Jimmy also hadn’t developed a spiritual connection - a comfortable trust and surrender to a higher Self or Source. He felt lost and small without Shirley, in the same way we might feel separated and alone when we forget to step out of our pilot’s seat and allow ourselves to operate in the expansion of the Divine within. Shirley had become Jimmy’s source and entire world. Jimmy needed to build his own identity. And I needed to peel the layers to learn what Shirley had done to create such dependence in their relationship.

Scanning downward, I felt a blockage in Jimmy’s heart center. Not just when left alone, but also in general, Jimmy was either grieving, lonely or very unhappy. However, he had high, healthy self esteem with the potential of growing into a confident, powerful individual. In addition, there was a blockage in his lower energy centers. Jimmy felt bored and needed more activity, and for some reason he wasn’t feeling secure and grounded, despite his forever home with a devoted human. Because he was so attached to Shirley, I had a hunch that he was mirroring some of her repressed emotions.
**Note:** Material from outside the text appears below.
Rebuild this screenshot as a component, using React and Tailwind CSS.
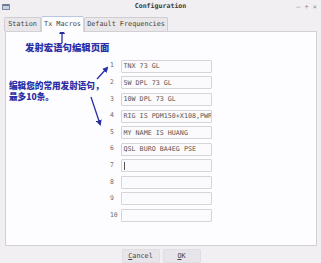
import React from 'react';

const MACROS = [
  'TNX 73 GL',
  '5W DPL 73 GL',
  '10W DPL 73 GL',
  'RIG IS PDM150+X108,PWR',
  'MY NAME IS HUANG',
  'QSL BURO BA4EG PSE',
  '',
  '',
  '',
  '',
];

const mono = { fontFamily: '"DejaVu Sans Mono", "Liberation Mono", monospace' };
const cjk = { fontFamily: '"Noto Sans CJK SC", "Noto Sans", sans-serif' };

export default function App() {
  return (
    <div className="relative w-[321px] h-[263px] overflow-hidden bg-[#f1eff2] flex flex-col" style={mono}>

      {/* Title bar */}
      <div className="relative h-[14px] flex items-center px-[2px]">
        <div className="w-[8px] h-[6px] rounded-[1px] border border-[#7d8aa3] bg-[#c9d0de] border-t-[2px] border-t-[#6b7a96]" />
        <div className="absolute inset-x-0 text-center text-[6.6px] font-bold text-[#3a3a3a]">Configuration</div>
        <div className="ml-auto flex items-center gap-[4px] text-[7px] text-[#8a8a8a] pr-[2px]">
          <span>–</span><span>+</span><span>×</span>
        </div>
      </div>

      {/* Tabs */}
      <div className="flex items-end h-[17px] pl-[4px] text-[6.8px] text-[#444]">
        <div className="h-[14px] w-[37px] flex items-center justify-center bg-[#e9e7ea] border border-b-0 border-[#cfcdd1] rounded-t-[2px]">Station</div>
        <div className="h-[16px] w-[43px] flex items-center justify-center bg-[#fdfcfe] border border-b-0 border-[#cfd6e2] border-t-[#b9c8dd] rounded-t-[2px] -mb-px relative z-10">Tx Macros</div>
        <div className="h-[14px] w-[84px] flex items-center justify-center bg-[#e9e7ea] border border-b-0 border-[#cfcdd1] rounded-t-[2px]">Default Frequencies</div>
      </div>

      {/* Panel */}
      <div className="mx-[5px] mr-[4px] h-[217px] bg-[#fdfcfe] border border-[#d2d0d4] pt-[28px]">
        <div className="flex flex-col gap-[3.6px] pl-[104px]">
          {MACROS.map((m, i) => (
            <div key={i} className="flex items-center h-[13px]">
              <span className="w-[11px] text-[6.4px] text-[#6a6a6a]">{i + 1}</span>
              <div className="w-[91px] h-[13px] border border-[#d6d4d8] bg-[#fbfafc] rounded-[1px] flex items-center pl-[1.5px] text-[6.7px] text-[#555] whitespace-nowrap overflow-hidden">
                {i === 6 ? <span className="w-px h-[8px] bg-[#555]" /> : m}
              </div>
            </div>
          ))}
        </div>
      </div>

      {/* Buttons */}
      <div className="flex justify-center gap-[3px] pt-[3px] pl-[1px] text-[6.8px] text-[#444]">
        <div className="w-[38px] h-[14px] bg-[#e7e5e9] border border-[#e0dee2] rounded-[1px] flex items-center justify-center"><span><u>C</u>ancel</span></div>
        <div className="w-[38px] h-[14px] bg-[#e7e5e9] border border-[#e0dee2] rounded-[1px] flex items-center justify-center"><span><u>O</u>K</span></div>
      </div>

      {/* Annotations */}
      <div className="absolute left-[25px] top-[43px] text-[9.4px] font-black text-[#2a2fa6] leading-none" style={cjk}>发射宏语句编辑页面</div>
      <div className="absolute left-[9px] top-[80px] text-[8.6px] font-black text-[#2a2fa6] leading-[11px]" style={cjk}>
        <div>编辑您的常用发射语句，</div>
        <div>最多10条。</div>
      </div>
      <svg className="absolute inset-0 pointer-events-none" width="321" height="263">
        <defs>
          <marker id="ah" markerWidth="6" markerHeight="6" refX="4" refY="3" orient="auto" markerUnits="userSpaceOnUse">
            <path d="M0,0 L6,3 L0,6 Z" fill="#2a2fa6" />
          </marker>
        </defs>
        <line x1="62" y1="43" x2="62" y2="30" stroke="#2a2fa6" strokeWidth="1.3" markerEnd="url(#ah)" />
        <line x1="97" y1="79" x2="107" y2="68" stroke="#2a2fa6" strokeWidth="1.3" markerEnd="url(#ah)" />
        <line x1="91" y1="97" x2="100" y2="124" stroke="#2a2fa6" strokeWidth="1.3" markerEnd="url(#ah)" />
      </svg>
    </div>
  );
}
“Jimmy,” I asked, “what can you tell me about Shirley?”

“Shirley is my best friend. I watch out for her. I make sure she gets up in the morning. She needs more friends. It’s all work-related. How about some real fun? I provide her with that. I like our walks to the park. I like to play with other dogs. She is happy when I play. I’m bored at home. When she’s not there, I don’t know what to do with myself. I miss her. I cannot protect her if I am not with her.”